My kids were each born just short of 2 years apart. So before now, I have never had an almost 3 year old child (which my son is now) and *not* had a 1 year old baby to take care of as well. In fact, it was usually around this time in the sequence that I got pregnant with the *next* child. So I'm kind of used to being pregnant and having multiple small children around.

Well, it has been a whiplash-inducing change for us to go from having 4 kids, with the youngest not yet a year old, to suddenly, unexpectedly having just 3 kids, with the youngest almost 3 years old. It's hard for me to even write, but the truth is, logistically, our life is a lot easier than it was before. Emotionally, it's much more difficult because of all we've been through. But feeding, clothing, and bathing them are just simpler tasks without a baby thrown in the mix.
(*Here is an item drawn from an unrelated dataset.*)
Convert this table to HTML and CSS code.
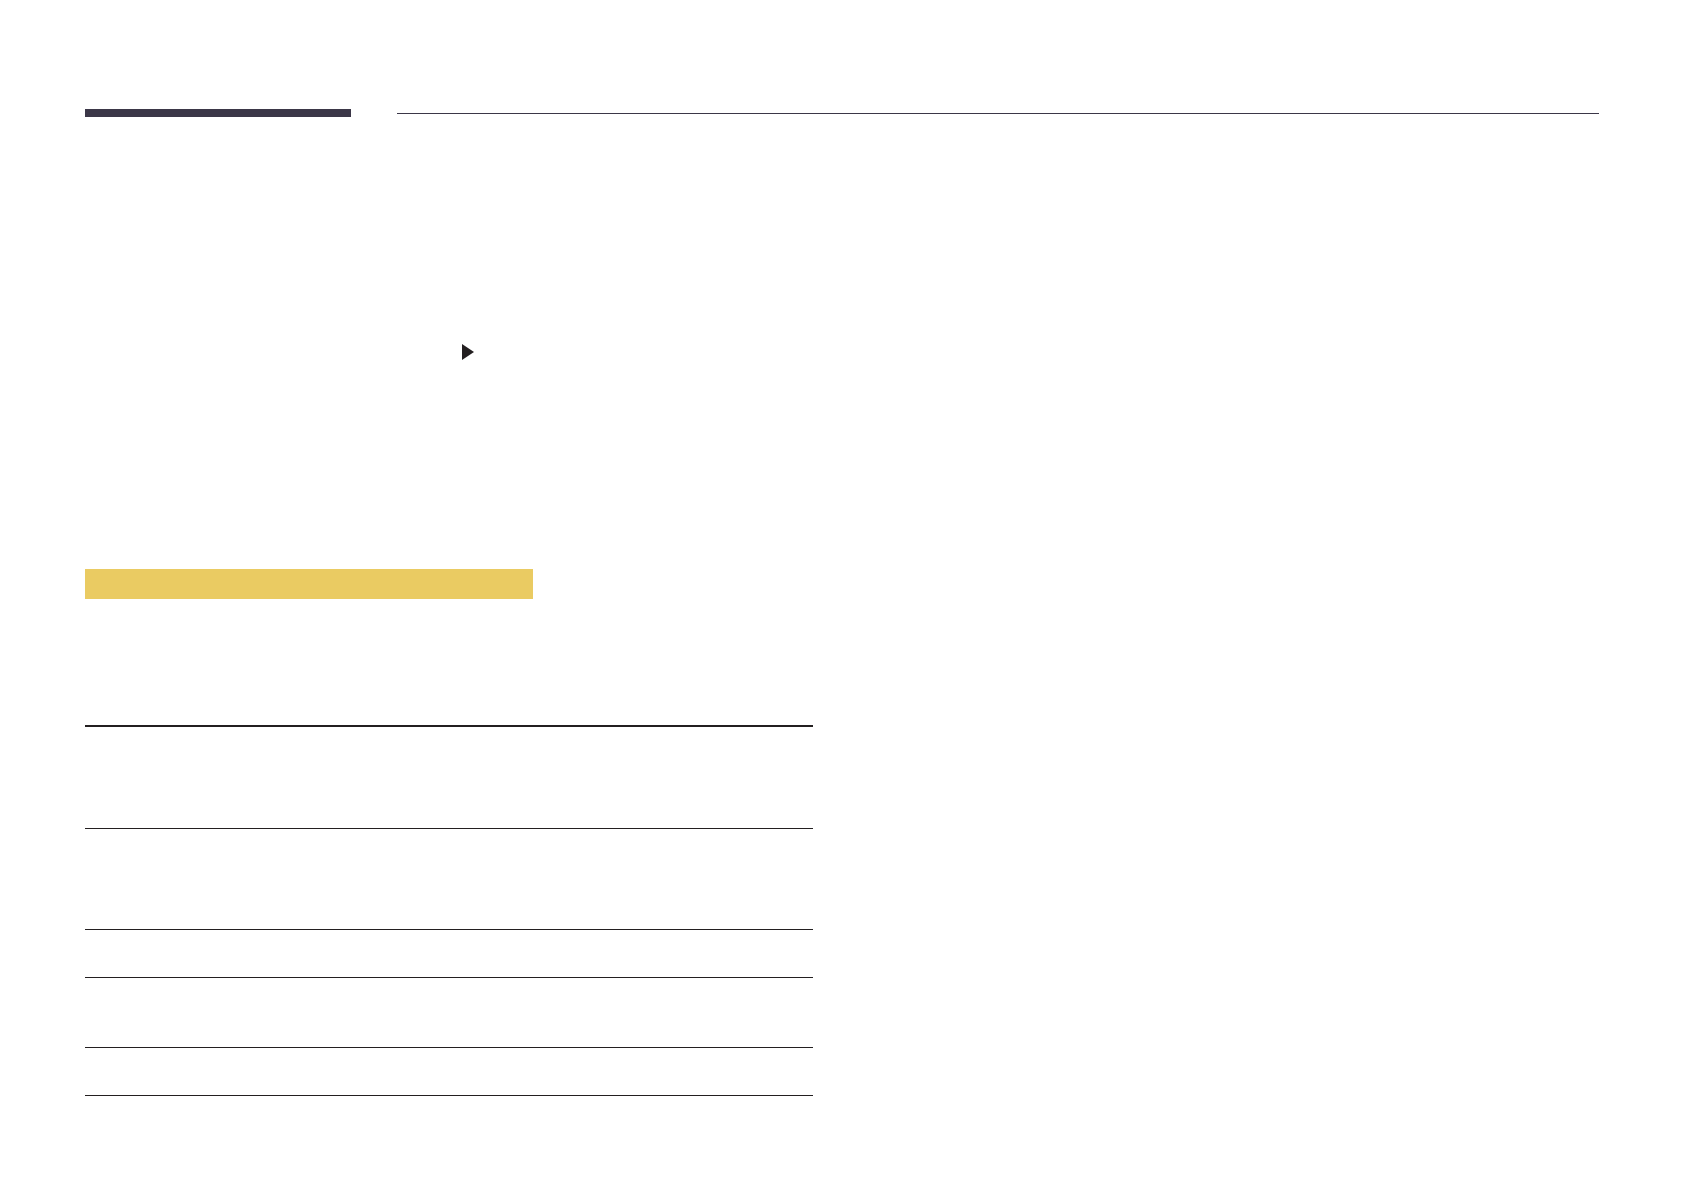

The kids are all fairly independent at this point and can play together or entertain themselves pretty well. They really don't need me in the same way that a baby needs her mom.

And this whole concept -- this not being so needed, this having more free time -- fills me with all kinds of conflicting emotions. It IS nice to have a little more time to myself. It IS good to be able to spend more time with my older kids. We can leave the house without a stroller and a diaper bag. We can go on morning-long outings without worrying about naps. We can go to a museum and see more than one exhibit!

But my mind recoils at even reading these words that I've typed. Yes, in a way I'm happy for all of these unexpected developments. But of course, I would give them all back 1,000-times to have Samantha with us again. Yes, we gained some new freedom, but the price for that freedom, well, it was unspeakably high. My baby had to die for us to have this freedom. Not worth it. Not even in the ballpark of worth it.